Aim.
Where a line holds "index", copy it.

─── Dataset extract

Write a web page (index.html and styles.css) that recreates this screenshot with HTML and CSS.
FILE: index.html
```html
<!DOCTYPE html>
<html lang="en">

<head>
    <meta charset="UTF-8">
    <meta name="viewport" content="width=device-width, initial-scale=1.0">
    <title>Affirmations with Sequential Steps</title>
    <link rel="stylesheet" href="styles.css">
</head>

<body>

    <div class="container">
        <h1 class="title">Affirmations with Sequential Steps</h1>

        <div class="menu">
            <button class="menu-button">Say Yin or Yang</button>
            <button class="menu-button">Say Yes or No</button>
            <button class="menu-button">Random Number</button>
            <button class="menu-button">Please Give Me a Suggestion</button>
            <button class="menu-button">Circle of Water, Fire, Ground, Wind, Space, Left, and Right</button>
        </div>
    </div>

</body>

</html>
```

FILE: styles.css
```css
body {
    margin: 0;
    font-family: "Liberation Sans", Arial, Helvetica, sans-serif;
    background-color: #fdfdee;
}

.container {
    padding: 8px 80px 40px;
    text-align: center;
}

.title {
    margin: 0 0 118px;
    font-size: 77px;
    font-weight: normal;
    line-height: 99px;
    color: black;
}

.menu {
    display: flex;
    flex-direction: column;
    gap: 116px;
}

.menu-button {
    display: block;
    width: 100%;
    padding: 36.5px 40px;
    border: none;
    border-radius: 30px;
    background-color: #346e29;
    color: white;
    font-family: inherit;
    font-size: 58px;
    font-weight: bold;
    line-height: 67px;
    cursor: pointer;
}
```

──────
─── Dataset extract

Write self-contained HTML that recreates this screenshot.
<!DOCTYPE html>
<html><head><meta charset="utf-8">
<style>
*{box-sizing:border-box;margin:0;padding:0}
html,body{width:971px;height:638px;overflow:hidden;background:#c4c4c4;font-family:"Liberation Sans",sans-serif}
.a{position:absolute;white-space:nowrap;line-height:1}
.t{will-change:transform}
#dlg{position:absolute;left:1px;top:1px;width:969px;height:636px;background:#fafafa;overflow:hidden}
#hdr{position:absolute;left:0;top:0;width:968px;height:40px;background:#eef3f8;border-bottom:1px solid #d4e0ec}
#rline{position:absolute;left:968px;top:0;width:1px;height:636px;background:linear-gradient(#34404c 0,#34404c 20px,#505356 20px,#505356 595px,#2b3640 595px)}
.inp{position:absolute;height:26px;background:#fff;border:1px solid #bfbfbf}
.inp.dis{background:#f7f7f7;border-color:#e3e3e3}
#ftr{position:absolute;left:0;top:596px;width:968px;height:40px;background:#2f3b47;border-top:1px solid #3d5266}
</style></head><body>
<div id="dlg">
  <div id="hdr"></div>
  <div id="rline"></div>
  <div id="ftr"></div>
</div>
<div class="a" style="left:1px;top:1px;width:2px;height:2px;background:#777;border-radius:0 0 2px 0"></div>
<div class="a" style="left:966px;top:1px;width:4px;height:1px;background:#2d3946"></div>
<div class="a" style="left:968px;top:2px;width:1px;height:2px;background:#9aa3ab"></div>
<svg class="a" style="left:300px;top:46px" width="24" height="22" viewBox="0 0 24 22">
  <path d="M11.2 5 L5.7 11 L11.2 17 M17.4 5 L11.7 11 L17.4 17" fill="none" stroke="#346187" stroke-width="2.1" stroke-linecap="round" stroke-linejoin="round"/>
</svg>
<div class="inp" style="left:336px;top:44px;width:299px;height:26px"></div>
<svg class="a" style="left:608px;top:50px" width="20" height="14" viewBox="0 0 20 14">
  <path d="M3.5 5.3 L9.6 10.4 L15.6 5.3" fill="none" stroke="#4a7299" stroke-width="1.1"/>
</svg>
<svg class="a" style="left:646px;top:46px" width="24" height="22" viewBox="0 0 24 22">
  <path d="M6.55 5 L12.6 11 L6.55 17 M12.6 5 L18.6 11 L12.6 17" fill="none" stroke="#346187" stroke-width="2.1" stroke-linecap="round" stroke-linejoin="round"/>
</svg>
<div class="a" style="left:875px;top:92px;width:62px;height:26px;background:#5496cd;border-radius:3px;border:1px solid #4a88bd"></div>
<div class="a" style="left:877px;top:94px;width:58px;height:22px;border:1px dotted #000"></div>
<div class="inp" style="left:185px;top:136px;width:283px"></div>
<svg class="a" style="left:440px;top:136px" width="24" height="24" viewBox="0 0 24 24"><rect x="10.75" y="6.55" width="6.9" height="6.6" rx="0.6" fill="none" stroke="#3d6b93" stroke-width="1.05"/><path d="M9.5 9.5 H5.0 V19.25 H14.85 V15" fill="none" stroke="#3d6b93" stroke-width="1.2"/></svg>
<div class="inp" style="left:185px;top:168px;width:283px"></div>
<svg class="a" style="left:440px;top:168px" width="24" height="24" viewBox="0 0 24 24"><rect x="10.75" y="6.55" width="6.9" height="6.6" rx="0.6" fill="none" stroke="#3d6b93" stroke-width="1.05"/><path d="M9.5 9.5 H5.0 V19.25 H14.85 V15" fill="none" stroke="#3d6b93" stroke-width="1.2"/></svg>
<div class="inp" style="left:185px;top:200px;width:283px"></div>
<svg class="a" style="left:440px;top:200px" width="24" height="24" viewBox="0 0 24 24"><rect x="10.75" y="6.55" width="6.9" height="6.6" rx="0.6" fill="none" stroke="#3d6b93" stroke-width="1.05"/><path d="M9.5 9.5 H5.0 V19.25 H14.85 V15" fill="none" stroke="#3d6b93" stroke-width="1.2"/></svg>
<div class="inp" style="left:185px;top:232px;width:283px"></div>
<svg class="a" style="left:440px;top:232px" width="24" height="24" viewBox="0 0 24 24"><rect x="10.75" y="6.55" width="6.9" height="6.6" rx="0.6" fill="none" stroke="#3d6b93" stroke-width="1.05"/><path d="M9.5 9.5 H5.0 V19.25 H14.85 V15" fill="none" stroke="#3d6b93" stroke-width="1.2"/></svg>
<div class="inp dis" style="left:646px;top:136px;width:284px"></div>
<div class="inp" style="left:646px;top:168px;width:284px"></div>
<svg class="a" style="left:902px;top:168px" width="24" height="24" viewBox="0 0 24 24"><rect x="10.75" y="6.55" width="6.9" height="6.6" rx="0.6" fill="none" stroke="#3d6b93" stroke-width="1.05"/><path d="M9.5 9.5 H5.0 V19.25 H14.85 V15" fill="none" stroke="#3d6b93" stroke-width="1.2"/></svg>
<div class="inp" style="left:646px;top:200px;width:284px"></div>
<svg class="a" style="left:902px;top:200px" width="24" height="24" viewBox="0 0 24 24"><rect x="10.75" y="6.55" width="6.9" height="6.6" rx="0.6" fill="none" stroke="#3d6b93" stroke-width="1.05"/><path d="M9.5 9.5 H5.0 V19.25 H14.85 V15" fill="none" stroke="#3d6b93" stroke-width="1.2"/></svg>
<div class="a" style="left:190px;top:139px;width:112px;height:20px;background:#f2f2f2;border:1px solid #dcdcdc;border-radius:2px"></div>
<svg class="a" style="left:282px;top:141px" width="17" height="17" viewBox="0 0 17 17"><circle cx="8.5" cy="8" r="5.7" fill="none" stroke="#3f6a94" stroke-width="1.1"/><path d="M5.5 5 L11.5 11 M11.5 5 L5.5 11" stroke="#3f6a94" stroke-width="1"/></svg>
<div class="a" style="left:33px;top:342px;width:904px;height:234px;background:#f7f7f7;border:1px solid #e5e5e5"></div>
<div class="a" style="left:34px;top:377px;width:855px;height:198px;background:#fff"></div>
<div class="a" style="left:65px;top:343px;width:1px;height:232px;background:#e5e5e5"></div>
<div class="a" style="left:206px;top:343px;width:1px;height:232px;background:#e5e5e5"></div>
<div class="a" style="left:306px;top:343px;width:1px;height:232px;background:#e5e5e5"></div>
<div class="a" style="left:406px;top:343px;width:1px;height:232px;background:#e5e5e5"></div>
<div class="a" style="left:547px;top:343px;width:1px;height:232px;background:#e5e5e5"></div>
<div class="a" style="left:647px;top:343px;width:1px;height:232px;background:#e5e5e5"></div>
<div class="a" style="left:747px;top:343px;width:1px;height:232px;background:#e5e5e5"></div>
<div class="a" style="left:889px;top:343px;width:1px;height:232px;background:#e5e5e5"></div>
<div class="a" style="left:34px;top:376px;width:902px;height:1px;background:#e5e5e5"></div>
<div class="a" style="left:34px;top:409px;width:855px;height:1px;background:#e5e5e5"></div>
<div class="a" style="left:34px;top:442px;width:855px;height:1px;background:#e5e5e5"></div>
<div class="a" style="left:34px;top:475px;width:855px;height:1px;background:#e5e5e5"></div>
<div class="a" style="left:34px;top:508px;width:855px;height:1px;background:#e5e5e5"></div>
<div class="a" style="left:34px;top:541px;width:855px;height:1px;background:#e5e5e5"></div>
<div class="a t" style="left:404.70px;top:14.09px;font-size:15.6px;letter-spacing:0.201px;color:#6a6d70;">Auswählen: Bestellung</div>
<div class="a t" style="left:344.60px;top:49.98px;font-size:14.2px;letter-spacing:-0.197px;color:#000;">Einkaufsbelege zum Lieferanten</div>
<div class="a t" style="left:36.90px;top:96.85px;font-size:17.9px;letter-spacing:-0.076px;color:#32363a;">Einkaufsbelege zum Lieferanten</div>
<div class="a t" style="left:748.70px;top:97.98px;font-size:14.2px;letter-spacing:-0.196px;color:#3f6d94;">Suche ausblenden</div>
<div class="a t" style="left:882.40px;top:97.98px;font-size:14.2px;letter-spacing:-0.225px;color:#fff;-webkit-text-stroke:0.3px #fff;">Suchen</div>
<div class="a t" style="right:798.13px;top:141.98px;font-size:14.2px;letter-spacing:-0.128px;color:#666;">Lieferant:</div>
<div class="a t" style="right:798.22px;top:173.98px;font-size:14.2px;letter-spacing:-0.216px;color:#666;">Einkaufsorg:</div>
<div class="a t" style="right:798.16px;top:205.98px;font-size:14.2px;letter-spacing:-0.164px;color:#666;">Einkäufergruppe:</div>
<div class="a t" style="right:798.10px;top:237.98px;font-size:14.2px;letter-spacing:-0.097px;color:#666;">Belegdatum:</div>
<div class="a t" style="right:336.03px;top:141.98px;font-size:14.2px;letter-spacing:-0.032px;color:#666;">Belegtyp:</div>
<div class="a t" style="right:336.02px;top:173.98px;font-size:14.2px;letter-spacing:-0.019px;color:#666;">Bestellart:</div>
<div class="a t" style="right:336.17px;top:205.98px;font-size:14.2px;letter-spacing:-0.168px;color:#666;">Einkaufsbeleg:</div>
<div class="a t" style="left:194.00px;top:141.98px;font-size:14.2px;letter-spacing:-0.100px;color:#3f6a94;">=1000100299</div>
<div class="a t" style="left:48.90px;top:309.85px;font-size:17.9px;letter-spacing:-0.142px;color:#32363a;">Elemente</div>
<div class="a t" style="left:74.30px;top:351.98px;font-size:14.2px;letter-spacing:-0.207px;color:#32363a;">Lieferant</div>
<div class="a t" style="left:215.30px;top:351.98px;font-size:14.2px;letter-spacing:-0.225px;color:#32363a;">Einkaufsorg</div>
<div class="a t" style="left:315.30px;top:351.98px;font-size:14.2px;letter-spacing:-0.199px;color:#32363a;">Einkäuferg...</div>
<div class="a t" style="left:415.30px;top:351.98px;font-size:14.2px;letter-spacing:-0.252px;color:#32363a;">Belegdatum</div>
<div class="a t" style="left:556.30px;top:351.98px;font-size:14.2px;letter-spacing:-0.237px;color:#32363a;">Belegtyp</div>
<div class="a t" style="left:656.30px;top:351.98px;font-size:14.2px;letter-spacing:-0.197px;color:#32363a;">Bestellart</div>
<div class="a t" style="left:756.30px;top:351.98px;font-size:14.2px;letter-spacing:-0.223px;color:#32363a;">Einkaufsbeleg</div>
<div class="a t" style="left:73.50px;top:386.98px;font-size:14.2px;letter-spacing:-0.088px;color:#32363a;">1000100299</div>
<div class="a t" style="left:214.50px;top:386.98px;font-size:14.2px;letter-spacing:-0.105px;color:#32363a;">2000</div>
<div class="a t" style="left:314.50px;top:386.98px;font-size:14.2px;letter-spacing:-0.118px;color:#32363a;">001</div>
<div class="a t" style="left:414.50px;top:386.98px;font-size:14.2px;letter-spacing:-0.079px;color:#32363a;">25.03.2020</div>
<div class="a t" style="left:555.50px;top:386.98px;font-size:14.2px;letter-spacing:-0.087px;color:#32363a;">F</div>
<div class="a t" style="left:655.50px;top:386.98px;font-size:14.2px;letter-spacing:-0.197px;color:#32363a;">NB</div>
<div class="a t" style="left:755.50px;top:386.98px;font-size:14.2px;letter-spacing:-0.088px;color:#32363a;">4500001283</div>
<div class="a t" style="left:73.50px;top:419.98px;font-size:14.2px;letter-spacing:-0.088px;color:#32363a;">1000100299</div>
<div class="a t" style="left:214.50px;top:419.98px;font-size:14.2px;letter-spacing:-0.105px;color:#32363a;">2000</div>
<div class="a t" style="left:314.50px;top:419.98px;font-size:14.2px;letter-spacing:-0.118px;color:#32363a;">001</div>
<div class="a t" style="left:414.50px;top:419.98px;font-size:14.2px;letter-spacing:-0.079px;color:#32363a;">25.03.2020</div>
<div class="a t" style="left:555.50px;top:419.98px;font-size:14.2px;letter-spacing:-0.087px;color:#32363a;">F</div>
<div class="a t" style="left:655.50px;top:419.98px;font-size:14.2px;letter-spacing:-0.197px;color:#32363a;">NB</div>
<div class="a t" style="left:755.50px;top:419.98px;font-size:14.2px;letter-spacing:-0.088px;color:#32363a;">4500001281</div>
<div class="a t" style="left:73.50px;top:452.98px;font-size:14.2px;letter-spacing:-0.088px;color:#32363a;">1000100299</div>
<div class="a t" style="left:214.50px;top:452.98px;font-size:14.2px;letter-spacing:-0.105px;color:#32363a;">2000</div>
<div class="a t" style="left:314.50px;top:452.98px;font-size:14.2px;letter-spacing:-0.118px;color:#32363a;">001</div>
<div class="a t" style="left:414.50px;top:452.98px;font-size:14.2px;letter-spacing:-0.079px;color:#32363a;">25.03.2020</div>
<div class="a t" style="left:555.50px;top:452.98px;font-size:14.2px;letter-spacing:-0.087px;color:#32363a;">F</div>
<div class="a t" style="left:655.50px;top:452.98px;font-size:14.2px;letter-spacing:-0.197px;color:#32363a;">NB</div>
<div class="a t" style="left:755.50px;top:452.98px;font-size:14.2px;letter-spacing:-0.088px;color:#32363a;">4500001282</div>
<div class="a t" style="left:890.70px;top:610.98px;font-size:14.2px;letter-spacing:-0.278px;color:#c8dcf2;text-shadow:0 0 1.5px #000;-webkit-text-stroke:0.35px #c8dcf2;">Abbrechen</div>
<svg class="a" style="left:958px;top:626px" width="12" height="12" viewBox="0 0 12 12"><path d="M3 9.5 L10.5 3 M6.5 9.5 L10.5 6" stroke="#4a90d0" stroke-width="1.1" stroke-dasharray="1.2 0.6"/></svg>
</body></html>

──────
─── Dataset extract

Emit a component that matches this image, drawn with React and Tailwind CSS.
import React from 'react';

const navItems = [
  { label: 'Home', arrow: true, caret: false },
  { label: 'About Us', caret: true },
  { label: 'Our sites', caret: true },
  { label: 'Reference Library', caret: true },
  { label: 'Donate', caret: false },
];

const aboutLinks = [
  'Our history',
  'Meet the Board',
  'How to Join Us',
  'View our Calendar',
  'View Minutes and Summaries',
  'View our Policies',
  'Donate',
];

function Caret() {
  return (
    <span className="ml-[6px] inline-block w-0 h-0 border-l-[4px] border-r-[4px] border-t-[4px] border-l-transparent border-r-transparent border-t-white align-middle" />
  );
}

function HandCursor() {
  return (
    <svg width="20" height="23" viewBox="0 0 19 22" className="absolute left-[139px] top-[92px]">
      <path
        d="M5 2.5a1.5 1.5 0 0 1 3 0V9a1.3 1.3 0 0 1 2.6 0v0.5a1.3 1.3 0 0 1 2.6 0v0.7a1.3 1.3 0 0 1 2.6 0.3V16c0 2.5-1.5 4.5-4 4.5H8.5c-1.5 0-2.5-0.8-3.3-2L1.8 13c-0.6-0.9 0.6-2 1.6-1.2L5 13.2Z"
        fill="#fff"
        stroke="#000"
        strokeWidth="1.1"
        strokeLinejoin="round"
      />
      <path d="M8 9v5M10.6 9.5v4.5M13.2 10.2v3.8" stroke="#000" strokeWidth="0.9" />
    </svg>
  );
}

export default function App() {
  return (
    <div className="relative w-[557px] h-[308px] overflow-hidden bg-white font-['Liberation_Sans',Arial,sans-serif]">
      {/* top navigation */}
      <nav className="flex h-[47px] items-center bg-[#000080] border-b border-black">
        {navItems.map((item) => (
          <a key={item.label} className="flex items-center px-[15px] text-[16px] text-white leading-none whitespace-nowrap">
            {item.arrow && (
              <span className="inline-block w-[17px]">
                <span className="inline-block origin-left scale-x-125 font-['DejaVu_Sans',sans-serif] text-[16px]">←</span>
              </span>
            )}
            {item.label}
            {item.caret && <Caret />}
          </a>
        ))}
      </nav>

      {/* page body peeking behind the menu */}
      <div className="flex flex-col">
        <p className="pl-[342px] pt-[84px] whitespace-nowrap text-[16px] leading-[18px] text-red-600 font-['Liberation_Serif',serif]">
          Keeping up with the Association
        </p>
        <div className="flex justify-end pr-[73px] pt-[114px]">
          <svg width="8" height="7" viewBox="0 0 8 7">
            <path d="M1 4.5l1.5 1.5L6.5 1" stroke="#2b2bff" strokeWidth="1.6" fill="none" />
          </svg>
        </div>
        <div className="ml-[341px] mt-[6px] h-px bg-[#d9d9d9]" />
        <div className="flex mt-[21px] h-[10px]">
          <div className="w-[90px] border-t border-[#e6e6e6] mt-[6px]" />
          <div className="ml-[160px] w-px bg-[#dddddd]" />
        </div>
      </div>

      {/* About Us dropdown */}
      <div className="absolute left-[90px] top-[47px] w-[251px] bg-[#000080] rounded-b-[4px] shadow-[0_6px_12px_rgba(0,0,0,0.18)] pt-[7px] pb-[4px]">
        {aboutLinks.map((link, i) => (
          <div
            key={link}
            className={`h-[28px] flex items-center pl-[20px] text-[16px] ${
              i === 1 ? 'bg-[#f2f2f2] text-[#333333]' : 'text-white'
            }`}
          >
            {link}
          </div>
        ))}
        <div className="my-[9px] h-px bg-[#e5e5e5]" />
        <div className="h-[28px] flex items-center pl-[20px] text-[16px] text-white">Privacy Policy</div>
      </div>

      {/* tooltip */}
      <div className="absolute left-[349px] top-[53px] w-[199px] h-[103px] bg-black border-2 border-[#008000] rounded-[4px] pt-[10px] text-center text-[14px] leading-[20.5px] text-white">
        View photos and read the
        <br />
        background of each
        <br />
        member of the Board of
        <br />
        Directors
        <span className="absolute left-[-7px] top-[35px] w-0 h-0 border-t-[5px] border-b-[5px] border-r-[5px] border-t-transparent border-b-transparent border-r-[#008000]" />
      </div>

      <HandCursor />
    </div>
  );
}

──────

Exercise response.
Write a web page (index.html and styles.css) that recreates this screenshot with HTML and CSS.
FILE: index.html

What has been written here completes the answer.